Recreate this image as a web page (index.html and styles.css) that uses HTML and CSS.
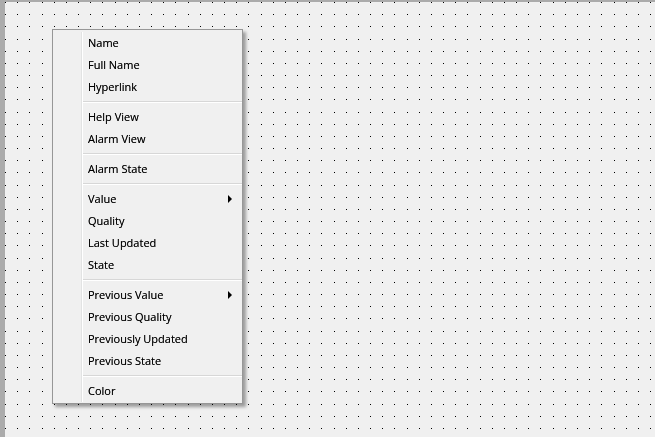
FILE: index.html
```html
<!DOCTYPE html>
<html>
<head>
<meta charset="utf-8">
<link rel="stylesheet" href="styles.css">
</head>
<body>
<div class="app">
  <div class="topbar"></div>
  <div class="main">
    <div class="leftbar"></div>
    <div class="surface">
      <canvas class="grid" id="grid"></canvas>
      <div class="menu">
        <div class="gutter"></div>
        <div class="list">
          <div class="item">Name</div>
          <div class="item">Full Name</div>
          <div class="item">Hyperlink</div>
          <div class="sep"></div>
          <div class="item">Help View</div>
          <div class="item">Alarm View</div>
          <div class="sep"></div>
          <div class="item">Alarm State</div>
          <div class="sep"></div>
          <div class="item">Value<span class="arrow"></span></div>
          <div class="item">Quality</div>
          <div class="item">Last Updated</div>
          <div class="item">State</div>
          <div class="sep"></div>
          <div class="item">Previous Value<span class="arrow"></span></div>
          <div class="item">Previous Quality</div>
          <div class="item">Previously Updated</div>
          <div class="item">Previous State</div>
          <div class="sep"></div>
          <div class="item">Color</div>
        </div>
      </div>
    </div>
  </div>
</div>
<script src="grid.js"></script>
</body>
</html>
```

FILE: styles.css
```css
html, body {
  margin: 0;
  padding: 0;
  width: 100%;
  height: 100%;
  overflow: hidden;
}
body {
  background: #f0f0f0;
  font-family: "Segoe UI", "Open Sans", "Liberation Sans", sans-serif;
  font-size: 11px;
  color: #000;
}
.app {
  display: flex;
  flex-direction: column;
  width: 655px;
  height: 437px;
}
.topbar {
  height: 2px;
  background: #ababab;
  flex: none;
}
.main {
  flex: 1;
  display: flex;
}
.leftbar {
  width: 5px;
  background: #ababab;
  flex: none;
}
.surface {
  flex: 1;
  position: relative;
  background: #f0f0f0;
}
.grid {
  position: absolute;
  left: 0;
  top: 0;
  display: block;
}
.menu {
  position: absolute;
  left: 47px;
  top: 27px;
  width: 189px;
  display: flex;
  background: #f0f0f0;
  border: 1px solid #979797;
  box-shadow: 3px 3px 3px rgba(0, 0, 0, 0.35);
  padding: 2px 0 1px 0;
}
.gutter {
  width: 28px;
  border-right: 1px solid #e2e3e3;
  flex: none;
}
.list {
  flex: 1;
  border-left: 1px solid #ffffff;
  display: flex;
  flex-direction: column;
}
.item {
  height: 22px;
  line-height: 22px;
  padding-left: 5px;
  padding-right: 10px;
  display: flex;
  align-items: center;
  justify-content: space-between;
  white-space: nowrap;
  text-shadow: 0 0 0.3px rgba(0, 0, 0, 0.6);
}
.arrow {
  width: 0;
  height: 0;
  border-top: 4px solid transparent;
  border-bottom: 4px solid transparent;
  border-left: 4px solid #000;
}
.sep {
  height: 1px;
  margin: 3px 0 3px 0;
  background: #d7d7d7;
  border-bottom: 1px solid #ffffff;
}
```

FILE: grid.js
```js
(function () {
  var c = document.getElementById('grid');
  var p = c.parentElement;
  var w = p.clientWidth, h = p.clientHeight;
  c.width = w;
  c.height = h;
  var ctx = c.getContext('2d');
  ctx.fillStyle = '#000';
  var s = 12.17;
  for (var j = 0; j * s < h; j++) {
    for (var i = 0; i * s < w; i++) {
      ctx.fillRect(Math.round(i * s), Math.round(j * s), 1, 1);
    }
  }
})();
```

*Exercise requirements*.
Return to the listing above and set it down exactly, leaving out its pictures.

*Result of this task*.
Recreate this image as a web page (index.html and styles.css) that uses HTML and CSS.
FILE: index.html
```html
<!DOCTYPE html>
<html>
<head>
<meta charset="utf-8">
<link rel="stylesheet" href="styles.css">
</head>
<body>
<div class="app">
  <div class="topbar"></div>
  <div class="main">
    <div class="leftbar"></div>
    <div class="surface">
      <canvas class="grid" id="grid"></canvas>
      <div class="menu">
        <div class="gutter"></div>
        <div class="list">
          <div class="item">Name</div>
          <div class="item">Full Name</div>
          <div class="item">Hyperlink</div>
          <div class="sep"></div>
          <div class="item">Help View</div>
          <div class="item">Alarm View</div>
          <div class="sep"></div>
          <div class="item">Alarm State</div>
          <div class="sep"></div>
          <div class="item">Value<span class="arrow"></span></div>
          <div class="item">Quality</div>
          <div class="item">Last Updated</div>
          <div class="item">State</div>
          <div class="sep"></div>
          <div class="item">Previous Value<span class="arrow"></span></div>
          <div class="item">Previous Quality</div>
          <div class="item">Previously Updated</div>
          <div class="item">Previous State</div>
          <div class="sep"></div>
          <div class="item">Color</div>
        </div>
      </div>
    </div>
  </div>
</div>
<script src="grid.js"></script>
</body>
</html>
```

FILE: styles.css
```css
html, body {
  margin: 0;
  padding: 0;
  width: 100%;
  height: 100%;
  overflow: hidden;
}
body {
  background: #f0f0f0;
  font-family: "Segoe UI", "Open Sans", "Liberation Sans", sans-serif;
  font-size: 11px;
  color: #000;
}
.app {
  display: flex;
  flex-direction: column;
  width: 655px;
  height: 437px;
}
.topbar {
  height: 2px;
  background: #ababab;
  flex: none;
}
.main {
  flex: 1;
  display: flex;
}
.leftbar {
  width: 5px;
  background: #ababab;
  flex: none;
}
.surface {
  flex: 1;
  position: relative;
  background: #f0f0f0;
}
.grid {
  position: absolute;
  left: 0;
  top: 0;
  display: block;
}
.menu {
  position: absolute;
  left: 47px;
  top: 27px;
  width: 189px;
  display: flex;
  background: #f0f0f0;
  border: 1px solid #979797;
  box-shadow: 3px 3px 3px rgba(0, 0, 0, 0.35);
  padding: 2px 0 1px 0;
}
.gutter {
  width: 28px;
  border-right: 1px solid #e2e3e3;
  flex: none;
}
.list {
  flex: 1;
  border-left: 1px solid #ffffff;
  display: flex;
  flex-direction: column;
}
.item {
  height: 22px;
  line-height: 22px;
  padding-left: 5px;
  padding-right: 10px;
  display: flex;
  align-items: center;
  justify-content: space-between;
  white-space: nowrap;
  text-shadow: 0 0 0.3px rgba(0, 0, 0, 0.6);
}
.arrow {
  width: 0;
  height: 0;
  border-top: 4px solid transparent;
  border-bottom: 4px solid transparent;
  border-left: 4px solid #000;
}
.sep {
  height: 1px;
  margin: 3px 0 3px 0;
  background: #d7d7d7;
  border-bottom: 1px solid #ffffff;
}
```

FILE: grid.js
```js
(function () {
  var c = document.getElementById('grid');
  var p = c.parentElement;
  var w = p.clientWidth, h = p.clientHeight;
  c.width = w;
  c.height = h;
  var ctx = c.getContext('2d');
  ctx.fillStyle = '#000';
  var s = 12.17;
  for (var j = 0; j * s < h; j++) {
    for (var i = 0; i * s < w; i++) {
      ctx.fillRect(Math.round(i * s), Math.round(j * s), 1, 1);
    }
  }
})();
```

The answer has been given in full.